Ivan Lozowy, the director of the Institute for Statehood and Democracy, an independent Ukrainian think tank, said Yushchenko's removal may be the beginning of more turmoil in Ukraine. He said people realize the popular will is being ignored by parliament and that could lead to a feeling that direct action at street level is the only way to press for changes.
"We will understand the significance of this event in a little while. The removal of Yushchenko, as it happened, opens the doors to a renewed political revolution," he said.
Many observers believe Ukrainian President Leonid Kuchma was instrumental in Yushchenko's removal.
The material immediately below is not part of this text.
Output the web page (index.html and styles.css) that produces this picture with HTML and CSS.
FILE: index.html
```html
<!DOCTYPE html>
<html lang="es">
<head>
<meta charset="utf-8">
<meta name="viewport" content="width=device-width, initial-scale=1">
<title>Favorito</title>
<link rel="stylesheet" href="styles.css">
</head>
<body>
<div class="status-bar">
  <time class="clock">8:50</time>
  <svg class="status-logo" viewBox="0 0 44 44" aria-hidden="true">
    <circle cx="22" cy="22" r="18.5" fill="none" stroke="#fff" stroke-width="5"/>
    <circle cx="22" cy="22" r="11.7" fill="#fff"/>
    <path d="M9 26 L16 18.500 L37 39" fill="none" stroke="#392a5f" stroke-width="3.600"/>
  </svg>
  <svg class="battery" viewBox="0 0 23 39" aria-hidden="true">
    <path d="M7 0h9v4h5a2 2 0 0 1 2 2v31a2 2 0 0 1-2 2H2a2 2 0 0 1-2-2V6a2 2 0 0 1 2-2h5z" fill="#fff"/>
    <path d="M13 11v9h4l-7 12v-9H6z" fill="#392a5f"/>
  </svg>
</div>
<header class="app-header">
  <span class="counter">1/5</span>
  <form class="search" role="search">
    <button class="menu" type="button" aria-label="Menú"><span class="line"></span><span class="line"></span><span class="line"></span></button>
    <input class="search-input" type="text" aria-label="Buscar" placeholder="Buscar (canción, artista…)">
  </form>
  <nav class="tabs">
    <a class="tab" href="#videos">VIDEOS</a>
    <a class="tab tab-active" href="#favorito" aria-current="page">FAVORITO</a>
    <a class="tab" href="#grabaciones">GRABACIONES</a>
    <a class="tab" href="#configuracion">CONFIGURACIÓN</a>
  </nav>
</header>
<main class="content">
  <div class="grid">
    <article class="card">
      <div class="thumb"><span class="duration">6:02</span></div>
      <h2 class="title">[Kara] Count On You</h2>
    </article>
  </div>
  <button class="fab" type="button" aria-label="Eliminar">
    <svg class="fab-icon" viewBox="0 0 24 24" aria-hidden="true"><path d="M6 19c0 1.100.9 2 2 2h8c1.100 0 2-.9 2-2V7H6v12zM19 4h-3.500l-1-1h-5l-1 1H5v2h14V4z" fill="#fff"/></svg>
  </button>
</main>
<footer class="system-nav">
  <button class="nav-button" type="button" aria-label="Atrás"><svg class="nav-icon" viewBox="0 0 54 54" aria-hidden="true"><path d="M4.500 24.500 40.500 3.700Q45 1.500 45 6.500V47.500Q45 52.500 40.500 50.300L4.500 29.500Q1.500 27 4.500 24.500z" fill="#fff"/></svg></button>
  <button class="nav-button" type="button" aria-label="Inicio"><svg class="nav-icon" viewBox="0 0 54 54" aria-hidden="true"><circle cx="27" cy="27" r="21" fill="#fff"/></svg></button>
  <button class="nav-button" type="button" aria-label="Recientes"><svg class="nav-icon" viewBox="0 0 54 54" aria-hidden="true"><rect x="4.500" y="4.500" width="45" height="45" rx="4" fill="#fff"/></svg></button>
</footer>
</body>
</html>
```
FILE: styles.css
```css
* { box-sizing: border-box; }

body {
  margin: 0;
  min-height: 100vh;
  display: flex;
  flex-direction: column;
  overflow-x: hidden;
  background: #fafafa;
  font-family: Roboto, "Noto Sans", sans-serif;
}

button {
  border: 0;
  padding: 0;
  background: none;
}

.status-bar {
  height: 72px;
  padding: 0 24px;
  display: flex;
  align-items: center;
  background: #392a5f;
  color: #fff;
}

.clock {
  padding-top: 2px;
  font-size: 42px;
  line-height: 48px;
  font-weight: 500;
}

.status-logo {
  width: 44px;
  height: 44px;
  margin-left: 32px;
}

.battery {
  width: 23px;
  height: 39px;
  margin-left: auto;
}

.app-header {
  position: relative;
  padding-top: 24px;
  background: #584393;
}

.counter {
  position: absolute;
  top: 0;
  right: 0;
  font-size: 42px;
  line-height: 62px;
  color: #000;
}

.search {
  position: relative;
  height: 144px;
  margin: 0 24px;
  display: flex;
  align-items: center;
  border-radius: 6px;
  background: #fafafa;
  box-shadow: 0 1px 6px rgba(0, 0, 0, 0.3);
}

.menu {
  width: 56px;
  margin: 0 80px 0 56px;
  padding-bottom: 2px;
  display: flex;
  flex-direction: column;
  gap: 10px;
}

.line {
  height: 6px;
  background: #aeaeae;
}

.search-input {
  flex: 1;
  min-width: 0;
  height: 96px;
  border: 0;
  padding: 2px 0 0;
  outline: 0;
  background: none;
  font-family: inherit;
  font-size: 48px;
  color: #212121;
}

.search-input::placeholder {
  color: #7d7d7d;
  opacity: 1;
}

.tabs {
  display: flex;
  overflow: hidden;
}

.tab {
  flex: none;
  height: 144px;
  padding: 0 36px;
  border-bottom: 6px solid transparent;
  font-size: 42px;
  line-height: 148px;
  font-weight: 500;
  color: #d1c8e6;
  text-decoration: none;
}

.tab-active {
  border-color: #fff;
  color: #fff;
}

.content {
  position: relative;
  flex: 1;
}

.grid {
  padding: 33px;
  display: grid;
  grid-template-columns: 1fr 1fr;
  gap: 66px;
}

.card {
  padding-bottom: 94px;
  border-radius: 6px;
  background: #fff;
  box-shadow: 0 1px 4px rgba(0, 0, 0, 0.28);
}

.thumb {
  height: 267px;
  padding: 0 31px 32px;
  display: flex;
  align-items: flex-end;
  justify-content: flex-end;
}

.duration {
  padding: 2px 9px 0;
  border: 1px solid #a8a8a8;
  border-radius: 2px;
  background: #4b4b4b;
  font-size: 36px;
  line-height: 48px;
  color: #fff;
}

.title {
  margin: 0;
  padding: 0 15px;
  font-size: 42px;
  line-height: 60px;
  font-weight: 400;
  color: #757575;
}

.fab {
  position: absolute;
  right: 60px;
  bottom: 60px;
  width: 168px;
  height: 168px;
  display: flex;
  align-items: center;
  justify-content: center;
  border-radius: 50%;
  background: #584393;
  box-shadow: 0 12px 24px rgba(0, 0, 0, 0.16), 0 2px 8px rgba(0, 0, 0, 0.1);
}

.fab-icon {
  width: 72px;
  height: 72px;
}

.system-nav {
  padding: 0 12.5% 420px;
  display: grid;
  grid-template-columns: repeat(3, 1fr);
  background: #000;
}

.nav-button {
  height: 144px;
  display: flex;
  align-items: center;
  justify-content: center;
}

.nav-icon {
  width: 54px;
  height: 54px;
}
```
Kuchma has allies among the oligarch parties and it is believed he could have tipped the balance in Yushchenko's favor if he had really wanted to do so.
Earlier in the week, Kuchma expressed support for Yushchenko and in the evening of 25 April he held a meeting between him and political party leaders ostensibly to broker a compromise.
However, according to sources close to Yushchenko (who were unwilling to be named), Yushchenko refused to make compromises with his opponents and to give them a share in government by offering them portfolios in his administration.
Kuchma is himself the target of mass demonstrations because of accusations that he was involved in the disappearance of an opposition journalist and is blamed for the widespread corruption gripping Ukraine. He is known to be unhappy about Yushchenko's popularity in opinion polls, his enthusiasm for market reform, and the former premier's Western leanings.